=== Stated problem ===
Repeat verbatim only the lines from the one with "What React and" through the one with "import React from 'react';", both ends kept. Pictures stay out.

=== Given data ===

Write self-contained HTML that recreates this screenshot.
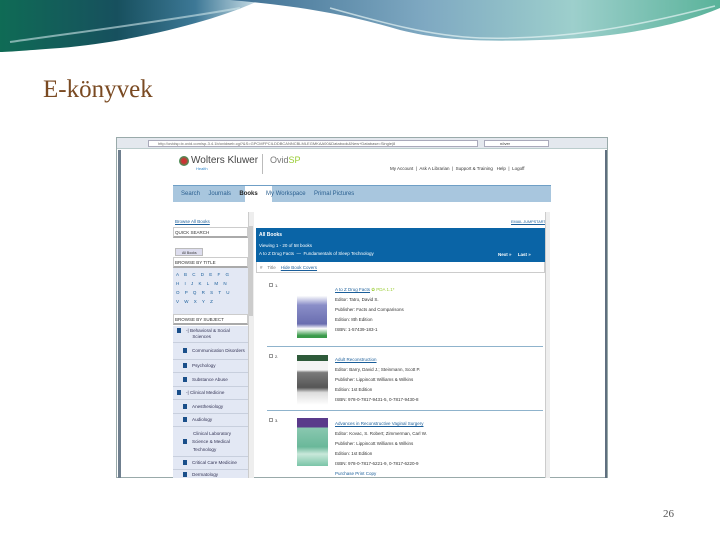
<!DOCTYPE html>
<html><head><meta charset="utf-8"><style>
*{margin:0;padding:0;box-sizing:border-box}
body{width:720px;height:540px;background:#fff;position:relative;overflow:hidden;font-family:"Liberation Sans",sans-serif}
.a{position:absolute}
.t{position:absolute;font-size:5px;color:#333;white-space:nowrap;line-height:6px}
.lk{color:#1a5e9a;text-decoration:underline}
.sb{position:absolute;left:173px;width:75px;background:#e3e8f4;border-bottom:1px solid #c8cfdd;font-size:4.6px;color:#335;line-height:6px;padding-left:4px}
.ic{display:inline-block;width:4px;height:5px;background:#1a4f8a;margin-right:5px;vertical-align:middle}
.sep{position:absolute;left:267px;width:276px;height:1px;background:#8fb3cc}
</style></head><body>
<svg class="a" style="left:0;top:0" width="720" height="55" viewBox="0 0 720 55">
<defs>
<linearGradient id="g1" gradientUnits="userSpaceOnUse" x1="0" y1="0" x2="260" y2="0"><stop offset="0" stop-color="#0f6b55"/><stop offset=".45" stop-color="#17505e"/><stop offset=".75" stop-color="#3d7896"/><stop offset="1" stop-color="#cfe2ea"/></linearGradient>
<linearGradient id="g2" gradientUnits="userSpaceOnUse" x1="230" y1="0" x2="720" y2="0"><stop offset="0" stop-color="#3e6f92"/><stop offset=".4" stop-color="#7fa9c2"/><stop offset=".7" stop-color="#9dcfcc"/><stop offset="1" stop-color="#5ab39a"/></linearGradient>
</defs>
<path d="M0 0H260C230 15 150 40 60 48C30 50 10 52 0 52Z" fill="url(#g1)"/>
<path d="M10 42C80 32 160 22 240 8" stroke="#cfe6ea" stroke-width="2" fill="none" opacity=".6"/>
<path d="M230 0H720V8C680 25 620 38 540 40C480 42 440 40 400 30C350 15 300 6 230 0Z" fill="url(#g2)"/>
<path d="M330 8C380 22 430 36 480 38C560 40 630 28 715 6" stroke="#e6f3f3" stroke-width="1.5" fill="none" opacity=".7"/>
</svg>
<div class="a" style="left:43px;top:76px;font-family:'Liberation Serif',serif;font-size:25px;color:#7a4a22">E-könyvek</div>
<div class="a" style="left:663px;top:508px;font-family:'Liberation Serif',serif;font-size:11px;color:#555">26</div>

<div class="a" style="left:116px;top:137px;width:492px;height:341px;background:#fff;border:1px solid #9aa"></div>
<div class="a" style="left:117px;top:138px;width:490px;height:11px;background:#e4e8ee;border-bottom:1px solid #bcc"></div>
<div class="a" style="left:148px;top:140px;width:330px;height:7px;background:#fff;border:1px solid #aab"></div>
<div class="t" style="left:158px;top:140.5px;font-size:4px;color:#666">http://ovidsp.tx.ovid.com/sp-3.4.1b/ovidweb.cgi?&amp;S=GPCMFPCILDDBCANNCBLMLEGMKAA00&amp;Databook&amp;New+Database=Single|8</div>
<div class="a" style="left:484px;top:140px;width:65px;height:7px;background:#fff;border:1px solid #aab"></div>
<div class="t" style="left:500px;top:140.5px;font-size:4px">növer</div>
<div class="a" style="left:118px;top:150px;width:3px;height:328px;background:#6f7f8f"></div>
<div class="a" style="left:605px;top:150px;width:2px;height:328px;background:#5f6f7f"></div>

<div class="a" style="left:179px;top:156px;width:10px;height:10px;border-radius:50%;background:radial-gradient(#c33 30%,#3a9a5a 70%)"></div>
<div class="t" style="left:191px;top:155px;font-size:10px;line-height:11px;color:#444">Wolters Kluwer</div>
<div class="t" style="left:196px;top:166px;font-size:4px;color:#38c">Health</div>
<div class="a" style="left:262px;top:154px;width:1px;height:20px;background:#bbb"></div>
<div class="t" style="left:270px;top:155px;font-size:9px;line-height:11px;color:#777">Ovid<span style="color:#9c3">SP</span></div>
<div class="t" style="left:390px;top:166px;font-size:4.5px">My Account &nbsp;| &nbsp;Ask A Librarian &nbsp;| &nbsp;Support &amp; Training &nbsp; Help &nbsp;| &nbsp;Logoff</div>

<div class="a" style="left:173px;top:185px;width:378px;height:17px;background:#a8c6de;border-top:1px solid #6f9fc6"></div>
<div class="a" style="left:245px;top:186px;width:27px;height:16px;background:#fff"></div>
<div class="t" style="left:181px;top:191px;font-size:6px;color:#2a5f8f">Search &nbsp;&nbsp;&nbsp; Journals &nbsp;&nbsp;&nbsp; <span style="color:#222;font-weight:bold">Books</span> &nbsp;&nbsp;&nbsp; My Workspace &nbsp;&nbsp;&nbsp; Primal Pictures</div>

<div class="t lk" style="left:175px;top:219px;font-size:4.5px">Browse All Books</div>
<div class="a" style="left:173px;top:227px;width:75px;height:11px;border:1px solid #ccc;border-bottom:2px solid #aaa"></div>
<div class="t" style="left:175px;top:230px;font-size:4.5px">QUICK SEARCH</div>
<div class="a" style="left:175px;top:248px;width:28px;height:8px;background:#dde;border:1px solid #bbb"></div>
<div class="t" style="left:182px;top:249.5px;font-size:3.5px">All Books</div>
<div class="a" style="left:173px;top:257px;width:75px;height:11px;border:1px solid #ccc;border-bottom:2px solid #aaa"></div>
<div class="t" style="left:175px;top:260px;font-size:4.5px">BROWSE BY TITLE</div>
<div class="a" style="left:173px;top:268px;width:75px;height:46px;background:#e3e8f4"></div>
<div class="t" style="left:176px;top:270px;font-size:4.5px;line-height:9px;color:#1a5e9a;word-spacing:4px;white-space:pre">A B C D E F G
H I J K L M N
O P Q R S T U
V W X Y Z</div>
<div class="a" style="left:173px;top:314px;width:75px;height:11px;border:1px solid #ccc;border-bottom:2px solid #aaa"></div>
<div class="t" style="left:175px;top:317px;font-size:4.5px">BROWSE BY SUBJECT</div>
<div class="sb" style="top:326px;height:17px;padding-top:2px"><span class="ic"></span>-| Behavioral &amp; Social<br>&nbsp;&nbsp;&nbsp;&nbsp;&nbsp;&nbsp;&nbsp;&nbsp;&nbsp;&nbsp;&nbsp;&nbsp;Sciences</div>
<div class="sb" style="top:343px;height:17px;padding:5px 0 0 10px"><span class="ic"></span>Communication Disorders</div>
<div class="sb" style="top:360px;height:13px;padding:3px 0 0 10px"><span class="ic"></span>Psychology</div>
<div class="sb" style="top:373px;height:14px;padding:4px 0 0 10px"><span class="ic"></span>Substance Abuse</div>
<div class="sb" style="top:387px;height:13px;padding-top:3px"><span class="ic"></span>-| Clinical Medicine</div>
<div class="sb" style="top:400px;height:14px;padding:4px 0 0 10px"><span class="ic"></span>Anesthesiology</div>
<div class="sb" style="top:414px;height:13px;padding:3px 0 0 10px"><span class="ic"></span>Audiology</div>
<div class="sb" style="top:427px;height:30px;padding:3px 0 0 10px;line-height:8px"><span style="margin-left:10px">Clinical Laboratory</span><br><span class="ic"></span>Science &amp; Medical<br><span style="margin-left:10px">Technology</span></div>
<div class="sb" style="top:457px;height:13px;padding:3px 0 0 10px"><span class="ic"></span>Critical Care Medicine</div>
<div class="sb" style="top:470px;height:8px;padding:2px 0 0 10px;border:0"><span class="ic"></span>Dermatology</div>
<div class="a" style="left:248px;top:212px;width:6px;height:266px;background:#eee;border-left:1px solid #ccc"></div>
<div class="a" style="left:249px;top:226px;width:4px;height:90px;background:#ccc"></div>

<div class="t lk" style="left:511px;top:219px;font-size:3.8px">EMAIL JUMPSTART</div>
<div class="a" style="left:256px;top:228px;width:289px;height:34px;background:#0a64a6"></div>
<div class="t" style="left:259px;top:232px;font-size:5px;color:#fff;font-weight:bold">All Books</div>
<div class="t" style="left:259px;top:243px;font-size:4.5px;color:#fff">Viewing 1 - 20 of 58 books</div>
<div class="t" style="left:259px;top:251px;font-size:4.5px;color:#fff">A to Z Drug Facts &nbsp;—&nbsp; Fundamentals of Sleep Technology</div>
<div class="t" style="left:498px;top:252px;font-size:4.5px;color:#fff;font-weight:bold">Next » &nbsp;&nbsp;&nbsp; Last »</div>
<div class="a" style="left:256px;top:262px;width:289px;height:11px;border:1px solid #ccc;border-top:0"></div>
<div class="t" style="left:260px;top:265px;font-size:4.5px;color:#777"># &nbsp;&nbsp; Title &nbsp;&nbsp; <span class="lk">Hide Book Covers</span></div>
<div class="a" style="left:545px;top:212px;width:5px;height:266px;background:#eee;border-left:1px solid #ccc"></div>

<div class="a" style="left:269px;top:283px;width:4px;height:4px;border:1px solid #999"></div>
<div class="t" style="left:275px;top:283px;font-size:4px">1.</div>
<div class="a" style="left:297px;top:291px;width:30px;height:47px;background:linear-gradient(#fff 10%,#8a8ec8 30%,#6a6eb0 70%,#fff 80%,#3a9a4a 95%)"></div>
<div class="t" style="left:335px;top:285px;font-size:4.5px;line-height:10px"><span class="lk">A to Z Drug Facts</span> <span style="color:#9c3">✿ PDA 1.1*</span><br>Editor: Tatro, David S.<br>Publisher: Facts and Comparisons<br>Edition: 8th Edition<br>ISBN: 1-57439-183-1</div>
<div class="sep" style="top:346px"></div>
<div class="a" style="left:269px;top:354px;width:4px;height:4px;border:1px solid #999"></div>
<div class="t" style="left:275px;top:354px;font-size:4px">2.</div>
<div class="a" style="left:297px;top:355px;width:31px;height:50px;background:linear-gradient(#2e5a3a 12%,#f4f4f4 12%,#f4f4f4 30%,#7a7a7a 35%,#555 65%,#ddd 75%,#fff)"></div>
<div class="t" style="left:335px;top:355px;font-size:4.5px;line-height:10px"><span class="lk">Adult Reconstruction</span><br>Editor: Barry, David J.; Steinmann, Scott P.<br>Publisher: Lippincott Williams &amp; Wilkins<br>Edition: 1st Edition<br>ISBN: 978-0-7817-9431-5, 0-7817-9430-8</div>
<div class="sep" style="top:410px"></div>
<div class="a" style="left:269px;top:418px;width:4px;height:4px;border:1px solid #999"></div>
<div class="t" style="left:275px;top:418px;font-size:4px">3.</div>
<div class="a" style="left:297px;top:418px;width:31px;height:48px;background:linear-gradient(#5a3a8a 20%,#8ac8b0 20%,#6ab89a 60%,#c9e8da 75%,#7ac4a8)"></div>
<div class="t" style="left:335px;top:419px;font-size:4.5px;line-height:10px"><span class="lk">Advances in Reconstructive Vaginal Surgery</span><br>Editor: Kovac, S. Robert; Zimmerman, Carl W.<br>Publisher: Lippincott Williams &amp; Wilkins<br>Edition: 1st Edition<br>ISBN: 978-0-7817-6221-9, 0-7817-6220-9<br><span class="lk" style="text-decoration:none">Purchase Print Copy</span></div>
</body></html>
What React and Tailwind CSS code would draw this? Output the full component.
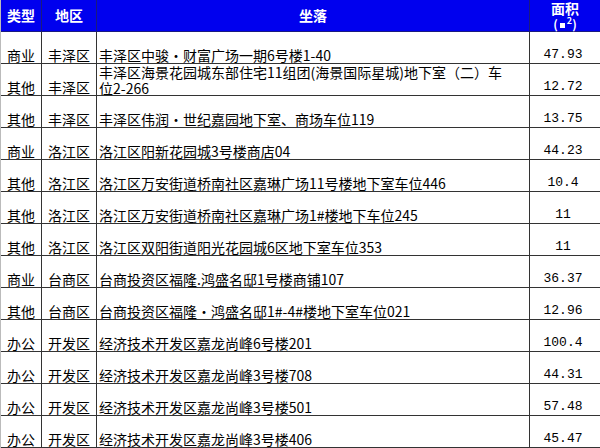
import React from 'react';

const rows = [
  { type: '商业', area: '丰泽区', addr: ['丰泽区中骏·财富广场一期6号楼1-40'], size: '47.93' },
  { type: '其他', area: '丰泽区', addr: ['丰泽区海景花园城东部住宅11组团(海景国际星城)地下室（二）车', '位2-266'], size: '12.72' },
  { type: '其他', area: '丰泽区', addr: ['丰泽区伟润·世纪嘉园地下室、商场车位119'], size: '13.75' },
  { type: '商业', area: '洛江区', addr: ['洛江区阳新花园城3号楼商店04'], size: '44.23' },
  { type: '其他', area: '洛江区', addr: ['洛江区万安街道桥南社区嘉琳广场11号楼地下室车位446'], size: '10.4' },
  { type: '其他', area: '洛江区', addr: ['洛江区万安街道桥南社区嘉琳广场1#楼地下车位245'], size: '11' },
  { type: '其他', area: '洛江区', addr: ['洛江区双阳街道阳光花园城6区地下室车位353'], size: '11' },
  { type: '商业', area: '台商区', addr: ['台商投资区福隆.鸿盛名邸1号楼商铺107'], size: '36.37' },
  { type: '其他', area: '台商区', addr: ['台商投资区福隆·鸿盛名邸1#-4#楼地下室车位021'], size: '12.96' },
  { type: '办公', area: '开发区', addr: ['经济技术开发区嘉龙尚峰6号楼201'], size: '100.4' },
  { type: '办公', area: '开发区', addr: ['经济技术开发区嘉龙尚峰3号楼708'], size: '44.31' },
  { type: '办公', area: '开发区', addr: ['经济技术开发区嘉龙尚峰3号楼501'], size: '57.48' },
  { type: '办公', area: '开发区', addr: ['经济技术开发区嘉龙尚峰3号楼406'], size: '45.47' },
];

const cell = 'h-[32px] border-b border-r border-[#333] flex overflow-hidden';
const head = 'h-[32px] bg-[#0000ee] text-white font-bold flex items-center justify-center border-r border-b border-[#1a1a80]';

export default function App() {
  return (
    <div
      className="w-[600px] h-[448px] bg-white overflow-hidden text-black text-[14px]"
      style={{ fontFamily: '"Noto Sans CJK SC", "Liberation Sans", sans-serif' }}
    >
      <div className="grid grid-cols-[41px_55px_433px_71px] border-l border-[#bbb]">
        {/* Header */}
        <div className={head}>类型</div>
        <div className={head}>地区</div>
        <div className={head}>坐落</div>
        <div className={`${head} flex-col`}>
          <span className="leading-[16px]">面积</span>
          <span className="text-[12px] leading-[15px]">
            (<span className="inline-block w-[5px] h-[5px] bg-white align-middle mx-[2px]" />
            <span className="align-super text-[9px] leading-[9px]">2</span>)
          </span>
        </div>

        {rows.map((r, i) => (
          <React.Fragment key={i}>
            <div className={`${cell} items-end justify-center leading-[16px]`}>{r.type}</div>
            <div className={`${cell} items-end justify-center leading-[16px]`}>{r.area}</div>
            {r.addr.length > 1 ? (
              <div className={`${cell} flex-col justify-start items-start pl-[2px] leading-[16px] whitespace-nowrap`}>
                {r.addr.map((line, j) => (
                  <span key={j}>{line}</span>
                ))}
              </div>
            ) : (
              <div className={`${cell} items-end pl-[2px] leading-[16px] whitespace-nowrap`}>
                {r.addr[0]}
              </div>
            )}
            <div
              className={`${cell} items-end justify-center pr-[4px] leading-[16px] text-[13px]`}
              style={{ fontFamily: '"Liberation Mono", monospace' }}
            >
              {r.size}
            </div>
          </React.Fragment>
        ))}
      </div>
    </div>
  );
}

=== Exercise solution ===
What React and Tailwind CSS code would draw this? Output the full component.
import React from 'react';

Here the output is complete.